# Photos of Film Grad Schools



## Maseiya (Mar 5, 2008)

EDIT: I don't know how interested other people would be in this idea, but I think it'd be great for people to upload photos of film grad schools they're interested in, or are currently attending--so long as they're _original_ photos. Of course, you have to be comfortable with sharing your original work--your own photography--and I'm fine with this, as I like showing people new things. Feel free to take my photographs and do what you want with them. My art is meant to be shared--yeah, that line's for you, Bandar! 

I think this thread would definitely help future applicants in deciding which schools they would like to attend.

I know there's that saying, the "don't judge a book by its cover!" thing, but I don't think this is judging... more like nudging. 

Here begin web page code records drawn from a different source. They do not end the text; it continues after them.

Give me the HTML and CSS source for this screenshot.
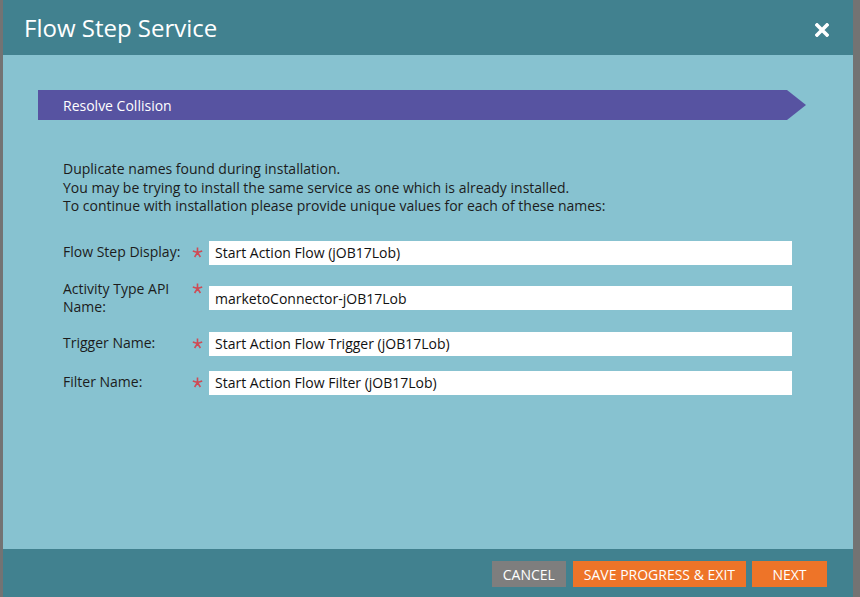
FILE: index.html
```html
<!DOCTYPE html>
<html lang="en">
<head>
<meta charset="utf-8">
<title>Flow Step Service</title>
<link rel="stylesheet" href="styles.css">
</head>
<body>
<div class="dialog">
  <header class="dlg-header">
    <h1 class="dlg-title">Flow Step Service</h1>
    <button class="dlg-close" aria-label="Close">
      <svg width="14" height="14" viewBox="0 0 14 14"><path d="M2 2 L12 12 M12 2 L2 12" stroke="#fff" stroke-width="3.6" stroke-linecap="square"/></svg>
    </button>
  </header>
  <main class="dlg-body">
    <div class="step-bar">Resolve Collision</div>
    <p class="intro">Duplicate names found during installation.<br>You may be trying to install the same service as one which is already installed.<br>To continue with installation please provide unique values for each of these names:</p>
    <div class="form">
      <div class="row">
        <div class="lbl-wrap"><span class="lbl">Flow Step Display:</span><span class="req"><svg width="11" height="11" viewBox="0 0 11 11"><path d="M5.5 0.5 V5.5 M5.5 5.5 L0.8 4 M5.5 5.5 L10.2 4 M5.5 5.5 L2.6 10 M5.5 5.5 L8.4 10" stroke="#cf4b55" stroke-width="1.6"/></svg></span></div>
        <input class="field" type="text" value="Start Action Flow (jOB17Lob)">
      </div>
      <div class="row">
        <div class="lbl-wrap"><span class="lbl">Activity Type API Name:</span><span class="req"><svg width="11" height="11" viewBox="0 0 11 11"><path d="M5.5 0.5 V5.5 M5.5 5.5 L0.8 4 M5.5 5.5 L10.2 4 M5.5 5.5 L2.6 10 M5.5 5.5 L8.4 10" stroke="#cf4b55" stroke-width="1.6"/></svg></span></div>
        <input class="field" type="text" value="marketoConnector-jOB17Lob">
      </div>
      <div class="row">
        <div class="lbl-wrap"><span class="lbl">Trigger Name:</span><span class="req"><svg width="11" height="11" viewBox="0 0 11 11"><path d="M5.5 0.5 V5.5 M5.5 5.5 L0.8 4 M5.5 5.5 L10.2 4 M5.5 5.5 L2.6 10 M5.5 5.5 L8.4 10" stroke="#cf4b55" stroke-width="1.6"/></svg></span></div>
        <input class="field" type="text" value="Start Action Flow Trigger (jOB17Lob)">
      </div>
      <div class="row">
        <div class="lbl-wrap"><span class="lbl">Filter Name:</span><span class="req"><svg width="11" height="11" viewBox="0 0 11 11"><path d="M5.5 0.5 V5.5 M5.5 5.5 L0.8 4 M5.5 5.5 L10.2 4 M5.5 5.5 L2.6 10 M5.5 5.5 L8.4 10" stroke="#cf4b55" stroke-width="1.6"/></svg></span></div>
        <input class="field" type="text" value="Start Action Flow Filter (jOB17Lob)">
      </div>
    </div>
  </main>
  <footer class="dlg-footer">
    <button class="btn btn-cancel">CANCEL</button>
    <button class="btn btn-orange">SAVE PROGRESS &amp; EXIT</button>
    <button class="btn btn-orange btn-next">NEXT</button>
  </footer>
</div>
</body>
</html>
```
FILE: styles.css
```css
html, body {
  margin: 0;
  padding: 0;
  height: 100%;
  overflow: hidden;
}
body {
  background: #737373;
  font-family: "Open Sans", "Liberation Sans", sans-serif;
  font-size: 14px;
}
.dialog {
  margin-left: 3px;
  width: 850px;
  height: 597px;
  display: flex;
  flex-direction: column;
}
.dlg-header {
  height: 55px;
  flex: none;
  background: #41818f;
  display: flex;
  align-items: center;
  justify-content: space-between;
  padding: 0 24px 0 21px;
}
.dlg-title {
  margin: 0;
  font-size: 24px;
  font-weight: 400;
  color: #fff;
}
.dlg-close {
  border: 0;
  background: none;
  padding: 0;
  width: 14px;
  height: 14px;
  display: flex;
  margin-top: 5px;
}
.dlg-body {
  flex: 1;
  background: #87c2d0;
  padding: 35px 0 0 35px;
}
.step-bar {
  width: 743px;
  height: 30px;
  padding-left: 25px;
  background: #5753a1;
  color: #fff;
  display: flex;
  align-items: center;
  clip-path: polygon(0 0, 749px 0, 768px 15px, 749px 30px, 0 30px);
}
.intro {
  margin: 40px 0 0 25px;
  line-height: 18.5px;
  color: #1c1c1c;
}
.form {
  margin: 25px 0 0 25px;
  display: flex;
  flex-direction: column;
  gap: 15px;
}
.row {
  display: flex;
  align-items: center;
}
.lbl-wrap {
  width: 146px;
  display: flex;
  line-height: 18.5px;
  color: #1c1c1c;
}
.lbl {
  width: 126px;
}
.req {
  display: flex;
  height: 18.5px;
  align-items: center;
  margin-left: 3px;
}
.field {
  width: 583px;
  height: 24px;
  box-sizing: border-box;
  border: 0;
  padding: 0 6px;
  background: #fff;
  font-family: "Open Sans", "Liberation Sans", sans-serif;
  font-size: 14px;
  color: #111;
  outline: none;
}
.dlg-footer {
  height: 48px;
  flex: none;
  background: #41818f;
  display: flex;
  justify-content: flex-end;
  align-items: flex-start;
  padding: 12px 26px 0 0;
  box-sizing: border-box;
  gap: 6px;
}
.btn {
  border: 0;
  height: 26px;
  padding: 0 11px;
  font-family: "Open Sans", "Liberation Sans", sans-serif;
  font-size: 14px;
  color: #fff;
}
.btn-cancel {
  background: #7e7e7e;
  margin-right: 1px;
}
.btn-orange {
  background: #ee7428;
}
.btn-next {
  width: 75px;
}
```
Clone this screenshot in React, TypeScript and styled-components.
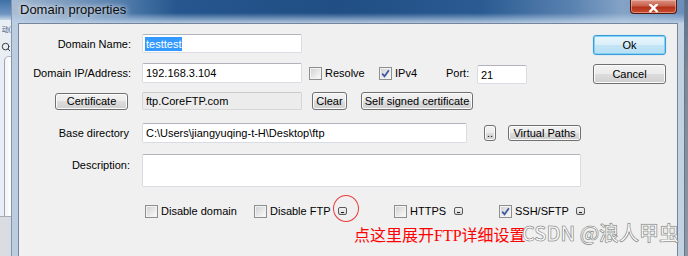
import React from 'react';
import styled, { createGlobalStyle } from 'styled-components';
import { Search } from 'lucide-react';

const GlobalStyle = createGlobalStyle`
  * { box-sizing: border-box; }
  html, body { margin: 0; padding: 0; }
  body {
    width: 688px;
    height: 256px;
    overflow: hidden;
    background: #f0f0f0;
    font-family: "Liberation Sans", Arial, sans-serif;
    font-size: 11px;
    color: #000;
  }
`;

const Screen = styled.div`
  display: flex;
  width: 688px;
  height: 256px;
  overflow: hidden;
`;

/* the window behind the dialog, only a sliver shows on the left */
const Backdrop = styled.div`
  width: 12px;
  flex: none;
  display: flex;
  flex-direction: column;
  background: #e9eef4;
  border-right: 1px solid #8196ae;
  overflow: hidden;
`;

const BackTitle = styled.div`
  height: 20px;
  flex: none;
  background: linear-gradient(#3e70a8, #6f95c0 70%, #c6d6e8);
`;

const BackText = styled.div`
  height: 17px;
  flex: none;
  display: flex;
  justify-content: flex-end;
  align-items: center;
  font-family: "Noto Sans CJK SC", sans-serif;
  font-size: 7px;
  color: #34507a;
  white-space: nowrap;
`;

const BackIcon = styled.div`
  height: 19px;
  flex: none;
  display: flex;
  justify-content: flex-end;
  align-items: center;
  color: #3c3c3c;
`;

const BackPanel = styled.div`
  flex: 1;
  margin-left: 4px;
  border-left: 1px solid #9aa7b6;
  border-top: 1px solid #b0bac6;
  border-top-left-radius: 5px;
  background: linear-gradient(to right, #f4f4f4, #ffffff);
`;

const BackFooter = styled.div`
  height: 40px;
  flex: none;
  background: #d9dde2;
  border-top: 1px solid #a6adb6;
`;

const EdgeStrip = styled.div`
  width: 4px;
  flex: none;
  background: linear-gradient(#55708f, #7c8998 30%, #8a97a6);
  border-left: 1px solid #6b7787;
`;

const Window = styled.div`
  flex: 1;
  display: flex;
  flex-direction: column;
  background: linear-gradient(to right, #bccde0, #c8d6e6 50%, #c3d2e3);
`;

const TitleBar = styled.div`
  height: 23px;
  flex: none;
  display: flex;
  align-items: flex-start;
  padding-left: 8px;
  background:
    linear-gradient(to bottom, rgba(190, 210, 232, 0) 0, rgba(190, 210, 232, 0) 13px, rgba(190, 210, 232, 0.9) 23px),
    linear-gradient(to right, #a9bdd3 0, #8da8c7 30px, #4d79a9 115px, #25568d 165px, #204e85 330px, #2a5b92 470px, #5a82b0 560px, #84a3c6 610px, #6a8eba 672px);
`;

const TitleText = styled.div`
  padding-top: 2px;
  font-size: 13px;
  line-height: 15px;
  color: #0c0c0c;
  text-shadow: 0 0 5px rgba(255, 255, 255, 0.9), 0 0 9px rgba(255, 255, 255, 0.7);
`;

const CloseButton = styled.div`
  margin-left: auto;
  margin-right: 7px;
  width: 47px;
  height: 14px;
  display: flex;
  justify-content: center;
  align-items: flex-end;
  border: 1px solid #4e1a12;
  border-top: none;
  border-radius: 0 0 4px 4px;
  background: linear-gradient(#d99385, #c9614b 45%, #b3321b 55%, #c84d30);
  box-shadow: inset 0 0 0 1px rgba(255, 200, 190, 0.5);
`;

const Client = styled.div`
  flex: 1;
  margin: 0 6px;
  display: flex;
  position: relative;
  background: #f0f0f0;
  border: 1px solid #77859a;
  border-bottom: none;
`;

const Main = styled.div`
  flex: 1;
  display: flex;
  flex-direction: column;
  padding-top: 10px;
`;

const Side = styled.div`
  width: 73px;
  flex: none;
  margin-right: 11px;
  padding-top: 11px;
  display: flex;
  flex-direction: column;
  gap: 9px;
`;

const FieldRow = styled.div<{ $mt: number; $h: number }>`
  display: flex;
  align-items: center;
  margin-top: ${(p) => p.$mt}px;
  height: ${(p) => p.$h}px;
  white-space: nowrap;
`;

const LabelCell = styled.div<{ $pr?: number; $top?: boolean }>`
  width: 112px;
  flex: none;
  margin-right: 11px;
  padding-right: ${(p) => p.$pr ?? 0}px;
  display: flex;
  justify-content: flex-end;
  align-self: ${(p) => (p.$top ? 'flex-start' : 'center')};
  padding-top: ${(p) => (p.$top ? 5 : 0)}px;
`;

const TextBox = styled.div<{ $w: number; $h?: number; $ml?: number; $mt?: number; $readOnly?: boolean }>`
  width: ${(p) => p.$w}px;
  height: ${(p) => (p.$h ? `${p.$h}px` : '100%')};
  margin-left: ${(p) => p.$ml ?? 0}px;
  align-self: ${(p) => (p.$mt !== undefined ? 'flex-start' : 'center')};
  margin-top: ${(p) => p.$mt ?? 0}px;
  flex: none;
  display: flex;
  align-items: center;
  padding-left: 3px;
  background: ${(p) => (p.$readOnly ? '#ececec' : '#ffffff')};
  border: 1px solid ${(p) => (p.$readOnly ? '#d6d6d6' : '#d9dce2')};
  border-top-color: ${(p) => (p.$readOnly ? '#cacaca' : '#b1b4ba')};
  border-radius: 2px;
  overflow: hidden;
`;

const TextArea = styled(TextBox)`
  align-self: flex-start;
`;

const Selection = styled.span`
  background: #3399ff;
  color: #ffffff;
  padding: 1px 1px;
  margin-left: -1px;
`;

const Button = styled.div<{ $w: number; $h: number; $ml?: number; $default?: boolean }>`
  width: ${(p) => p.$w}px;
  height: ${(p) => p.$h}px;
  margin-left: ${(p) => p.$ml ?? 0}px;
  flex: none;
  display: flex;
  justify-content: center;
  align-items: center;
  border: 1px solid ${(p) => (p.$default ? '#3c9ad8' : '#707070')};
  border-radius: 3px;
  background: ${(p) =>
    p.$default
      ? 'linear-gradient(#e8f5fc, #d9effa 50%, #c3e5f6 50%, #b8dff3)'
      : 'linear-gradient(#f2f2f2, #ebebeb 50%, #dddddd 50%, #cfcfcf)'};
  box-shadow: ${(p) =>
    p.$default ? 'inset 0 0 0 1px #7fd3f7, 0 0 1px #6cc2ee' : 'inset 0 0 0 1px #fbfbfb'};
  color: #000;
  font-size: 11px;
  white-space: nowrap;
`;

const Option = styled.div<{ $w?: number; $ml?: number }>`
  width: ${(p) => (p.$w ? `${p.$w}px` : 'auto')};
  margin-left: ${(p) => p.$ml ?? 0}px;
  flex: none;
  display: flex;
  align-items: center;
  gap: 3px;
  white-space: nowrap;
`;

const Box = styled.span`
  width: 13px;
  height: 13px;
  flex: none;
  display: flex;
  justify-content: center;
  align-items: center;
  border: 1px solid #8e8f8f;
  background: linear-gradient(135deg, #cfcfcf, #f4f4f4 80%);
  box-shadow: inset 0 0 0 1px #f2f2f2;
`;

const PortLabel = styled.span`
  width: 31px;
  flex: none;
`;

const OptionsRow = styled.div`
  display: flex;
  align-items: center;
  margin-top: 16px;
  height: 16px;
  padding-left: 126px;
`;

const Expander = styled.span`
  position: relative;
  width: 9px;
  height: 8px;
  flex: none;
  border: 1px solid #5a5a5a;
  border-radius: 2px;
  background: linear-gradient(#f4f4f4, #d6d6d6);

  &::after {
    content: '';
    position: absolute;
    left: 2px;
    bottom: 1px;
    width: 3px;
    height: 1px;
    background: #222;
  }
`;

const Circle = styled.span`
  position: absolute;
  left: -6px;
  top: -13px;
  width: 26px;
  height: 27px;
  border: 1px solid #ec3b3b;
  border-radius: 50%;
`;

const Annotation = styled.div`
  margin-top: 8px;
  padding-left: 335px;
  font-family: "Liberation Serif", "Noto Sans CJK SC", serif;
  font-size: 16px;
  line-height: 18px;
  color: #ff0000;
  white-space: nowrap;
`;

const Watermark = styled.div`
  position: absolute;
  left: 503px;
  top: 199px;
  font-family: "Noto Sans CJK SC", sans-serif;
  font-size: 20px;
  line-height: 20px;
  font-weight: 500;
  color: rgba(255, 255, 255, 0.95);
  -webkit-text-stroke: 0.5px rgba(105, 105, 105, 0.9);
  text-shadow: 0 0 1px rgba(90, 90, 90, 0.6);
  white-space: nowrap;
`;

const CheckMark = () => (
  <svg width="9" height="9" viewBox="0 0 9 9">
    <path d="M1.2 4.6 L3.5 7.3 L7.9 1.2" fill="none" stroke="#3d57a0" strokeWidth="1.7" />
  </svg>
);

const CheckOption: React.FC<{ label: string; checked?: boolean; w?: number; ml?: number }> = ({
  label,
  checked,
  w,
  ml,
}) => (
  <Option $w={w} $ml={ml}>
    <Box>{checked && <CheckMark />}</Box>
    <span>{label}</span>
  </Option>
);

const App: React.FC = () => (
  <>
    <GlobalStyle />
    <Screen>
      <Backdrop>
        <BackTitle />
        <BackText>动(</BackText>
        <BackIcon>
          <Search size={10} strokeWidth={2.4} />
        </BackIcon>
        <BackPanel />
        <BackFooter />
      </Backdrop>

      <Window>
        <TitleBar>
          <TitleText>Domain properties</TitleText>
          <CloseButton>
            <svg width="13" height="9" viewBox="0 0 13 9">
              <path d="M2.5 0 L10.5 8 M10.5 0 L2.5 8" stroke="#ffffff" strokeWidth="2.4" />
            </svg>
          </CloseButton>
        </TitleBar>

        <Client>
          <Main>
            <FieldRow $mt={0} $h={19}>
              <LabelCell>Domain Name:</LabelCell>
              <TextBox $w={160}>
                <Selection>testtest</Selection>
              </TextBox>
            </FieldRow>

            <FieldRow $mt={10} $h={20}>
              <LabelCell>Domain IP/Address:</LabelCell>
              <TextBox $w={160}>192.168.3.104</TextBox>
              <CheckOption label="Resolve" w={70} ml={7} />
              <CheckOption label="IPv4" checked w={67} />
              <PortLabel>Port:</PortLabel>
              <TextBox $w={50} $h={19} $mt={2}>
                21
              </TextBox>
            </FieldRow>

            <FieldRow $mt={9} $h={18}>
              <LabelCell $pr={3}>
                <Button $w={73} $h={17}>
                  Certificate
                </Button>
              </LabelCell>
              <TextBox $w={160} $readOnly>
                ftp.CoreFTP.com
              </TextBox>
              <Button $w={35} $h={18} $ml={10}>
                Clear
              </Button>
              <Button $w={112} $h={18} $ml={14}>
                Self signed certificate
              </Button>
            </FieldRow>

            <FieldRow $mt={13} $h={20}>
              <LabelCell $pr={2}>Base directory</LabelCell>
              <TextBox $w={325}>C:\Users\jiangyuqing-t-H\Desktop\ftp</TextBox>
              <Button $w={12} $h={16} $ml={17}>
                ..
              </Button>
              <Button $w={73} $h={16} $ml={12}>
                Virtual Paths
              </Button>
            </FieldRow>

            <FieldRow $mt={11} $h={33}>
              <LabelCell $pr={1} $top>
                Description:
              </LabelCell>
              <TextArea $w={439} />
            </FieldRow>

            <OptionsRow>
              <CheckOption label="Disable domain" w={109} />
              <CheckOption label="Disable FTP" w={84} />
              <Expander>
                <Circle />
              </Expander>
              <CheckOption label="HTTPS" w={60} ml={47} />
              <Expander />
              <CheckOption label="SSH/SFTP" checked w={77} ml={36} />
              <Expander />
            </OptionsRow>

            <Annotation>点这里展开FTP详细设置</Annotation>
          </Main>

          <Side>
            <Button $w={73} $h={20} $default>
              Ok
            </Button>
            <Button $w={73} $h={20}>
              Cancel
            </Button>
          </Side>

          <Watermark>CSDN @浪人甲虫</Watermark>
        </Client>
      </Window>

      <EdgeStrip />
    </Screen>
  </>
);

export default App;
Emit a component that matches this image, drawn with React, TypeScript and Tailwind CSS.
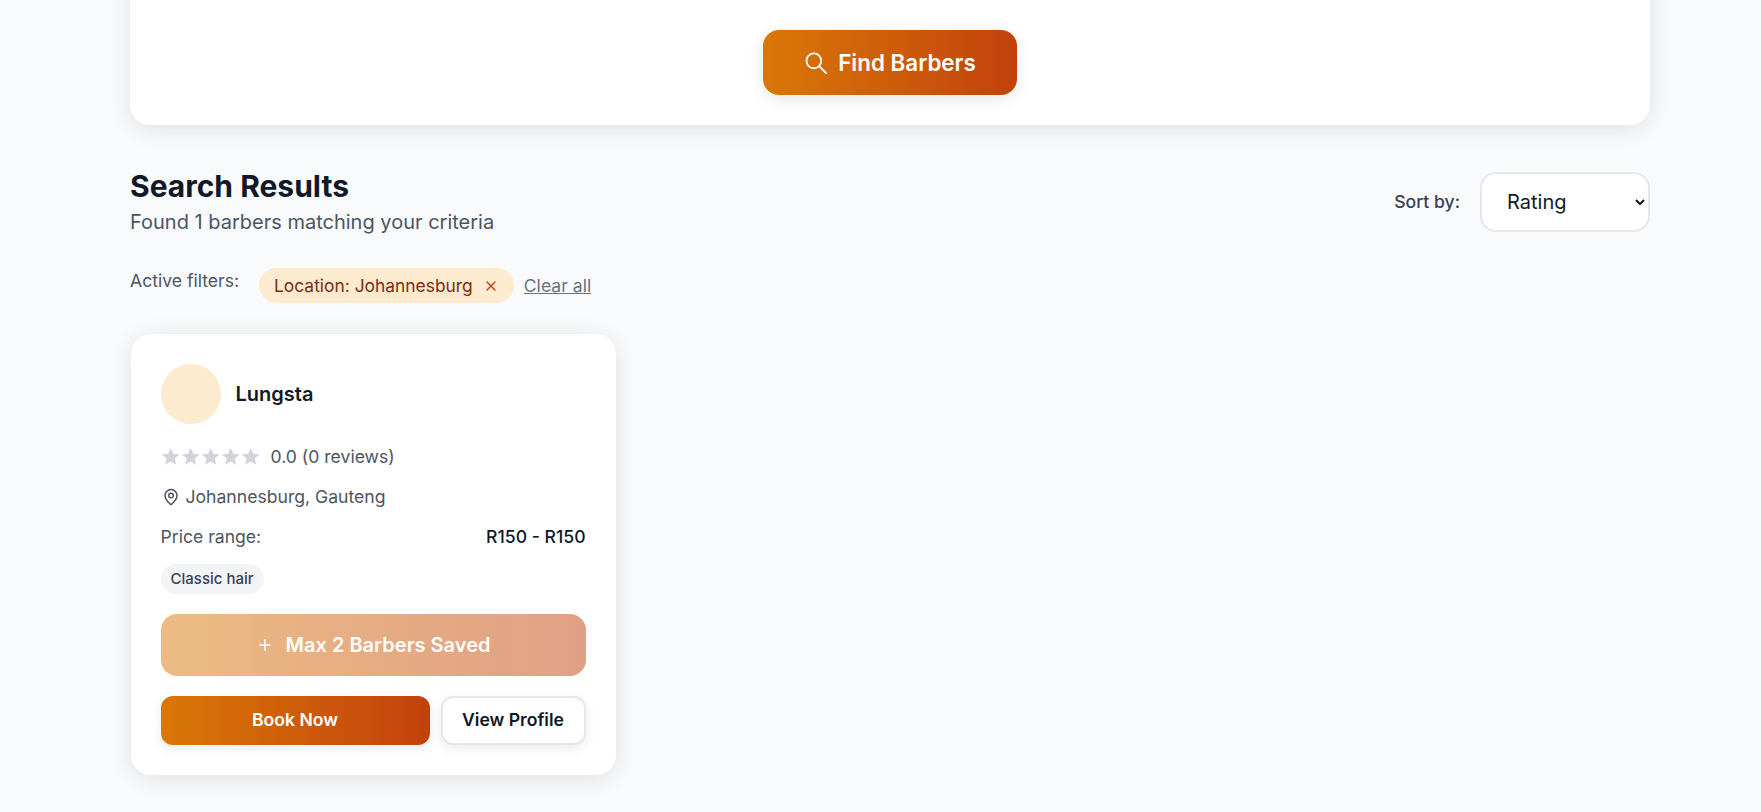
import { MapPin, Plus, X } from "lucide-react";

const brandGradient = "bg-gradient-to-r from-[#d97706] to-[#c2410c]";

function GreyStar() {
  return (
    <svg viewBox="2 2 20.5 20.5" className="h-5 w-5 fill-[#d1d5db]">
      <polygon points="12,3 14.59,8.94 21.04,9.56 16.18,13.86 17.58,20.19 12,16.9 6.42,20.19 7.82,13.86 2.96,9.56 9.41,8.94" />
    </svg>
  );
}

function SearchIcon() {
  return (
    <svg viewBox="0 0 24 24" className="h-6 w-6 fill-none stroke-white" strokeWidth={1.8} strokeLinecap="round">
      <circle cx="9.85" cy="9.85" r="7.4" />
      <line x1="15.2" y1="15.2" x2="22" y2="22" />
    </svg>
  );
}

function BarberCard() {
  return (
    <div className="ml-[0.5px] h-[441px] w-[485px] rounded-[20px] bg-white p-[30px] shadow-[0_4px_24px_rgba(0,0,0,0.1)]">
      <div className="flex items-center gap-[15px]">
        <div className="h-[60px] w-[60px] rounded-full bg-[#fdebd0]" />
        <h3 className="text-[20px] font-semibold text-[#111827]">Lungsta</h3>
      </div>
      <div className="mt-[21px] flex h-[24px] items-center gap-[10px]">
        <div className="flex">
          {[0, 1, 2, 3, 4].map((i) => (
            <GreyStar key={i} />
          ))}
        </div>
        <span className="text-[17.6px] text-[#4b5563]">0.0 (0 reviews)</span>
      </div>
      <div className="mt-4 flex h-[24px] items-center gap-1.5 text-[17.6px] text-[#4b5563]">
        <MapPin className="ml-[1px] h-[18px] w-[18px]" />
        <span>Johannesburg, Gauteng</span>
      </div>
      <div className="mt-4 flex h-[24px] items-center justify-between text-[17.6px]">
        <span className="text-[#4b5563]">Price range:</span>
        <span className="font-medium text-[#111827]">R150 - R150</span>
      </div>
      <div className="mt-[15px] flex">
        <span className="flex h-[30px] items-center rounded-full bg-[#f3f4f6] px-2.5 text-[15px] font-medium text-[#374151]">
          Classic hair
        </span>
      </div>
      <button className={`mt-5 flex h-[62px] w-full items-center justify-center gap-3 rounded-2xl text-[20px] font-semibold text-white opacity-50 ${brandGradient}`}>
        <Plus className="h-[18px] w-[18px]" />
        Max 2 Barbers Saved
      </button>
      <div className="mt-5 flex gap-[11px]">
        <button className={`h-[49px] w-[269px] rounded-xl text-[17.6px] font-semibold text-white shadow-[0_4px_12px_rgba(0,0,0,0.08)] ${brandGradient}`}>
          Book Now
        </button>
        <button className="h-[49px] flex-1 rounded-xl border-2 border-[#e5e7eb] bg-white text-[17.6px] font-semibold text-[#111827] shadow-[0_4px_12px_rgba(0,0,0,0.08)]">
          View Profile
        </button>
      </div>
    </div>
  );
}

export default function App() {
  return (
    <div className="h-screen overflow-hidden bg-[#f9fafb] font-['Inter',sans-serif]">
      <div className="ml-[130px] w-[1520px]">
        <div className="-mt-[40px] flex h-[165px] items-end justify-center rounded-[20px] bg-white pb-[30px] shadow-[0_4px_24px_rgba(0,0,0,0.1)]">
          <button className={`flex h-[65px] w-[254px] items-center justify-center gap-[10px] rounded-2xl text-[22.4px] font-semibold text-white shadow-[0_4px_16px_rgba(0,0,0,0.1)] ${brandGradient}`}>
            <SearchIcon />
            Find Barbers
          </button>
        </div>

        <div className="mt-[43px] flex items-center justify-between">
          <div>
            <h2 className="text-[30px] leading-[36px] font-bold text-[#111827]">Search Results</h2>
            <p className="mt-1 text-[20px] leading-[28px] text-[#4b5563]">Found 1 barbers matching your criteria</p>
          </div>
          <div className="flex items-center gap-5">
            <span className="text-[17.6px] font-medium text-[#374151]">Sort by:</span>
            <select className="h-[60px] w-[170px] rounded-2xl border-2 border-[#e5e7eb] bg-white px-[21px] text-[20px] text-[#111827]">
              <option>Rating</option>
            </select>
          </div>
        </div>

        <div className="mt-[32px] flex items-start">
          <span className="w-[129px] shrink-0 whitespace-nowrap text-[17.6px] text-[#4b5563]">Active filters:</span>
          <span className="flex h-[35px] items-center gap-[10px] rounded-full bg-[#fdebd0] px-[15px] pt-px text-[17.4px] text-[#7c2d12]">
            Location: Johannesburg
            <X className="h-4 w-4 text-[#c2410c]" />
          </span>
          <a className="ml-2.5 flex h-[35px] items-center pt-px text-[17.6px] text-[#6b7280] underline">Clear all</a>
        </div>

        <div className="mt-[31px]">
          <BarberCard />
        </div>
      </div>
    </div>
  );
}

Also, I don't think there are enough photos of grad school buildings and facilities out there. I'm the kind of person who craves seeing as many angles as possible on things--especially with the things I'm interested in, like graduate schools I'm applying to! (Although I only applied to AFI this year....)

One reason I like AFI so much is that it feels like a home--a home populated by dedicated filmmakers. Chapman is beautiful but I wasn't there long enough to get that vibe; I was there for less than an hour.

I was also at UCLA on Saturday, and although the doors were open all the lights were off (hence the prolific use of flash) and I didn't see any students in the buildings.



_Please add any original photos you may have of film grad schools you have been to! Thanks!_ 



*American Film Institute*






















































































*Chapman* 





























































































*UCLA*








































































I'm done!!!  Enjoy~~


----------



## redpokiepenguin (Mar 5, 2008)

oh they both look great! I'm on USC's campus right now so i can take pictures. Although I know they're really anal and don't let you go inside the buildings. But i can't upload the pictures until i get back home which won't be for a week or so. i'm going to chapman and afi soon too. so excited!


----------



## Cinematical (Mar 5, 2008)

If you're here at USC what you really need to do is take a picture of the new SCA building that's being constructed. That's where the real action will be at next year.


----------



## redpokiepenguin (Mar 5, 2008)

i think i saw the new building...honestly i spent most of the day lost and wandering. But there's not much up yet, scaffolding and concrete but i can go back tomorrow and get a picture.


----------



## Maseiya (Mar 5, 2008)

redpokiepenguin--yes, please, take pictures! And then post them up here!


----------



## Maseiya (Mar 5, 2008)

Are these photos helping anyone out? ^^;

Let me know so I don't feel like I'm just wasting space here. 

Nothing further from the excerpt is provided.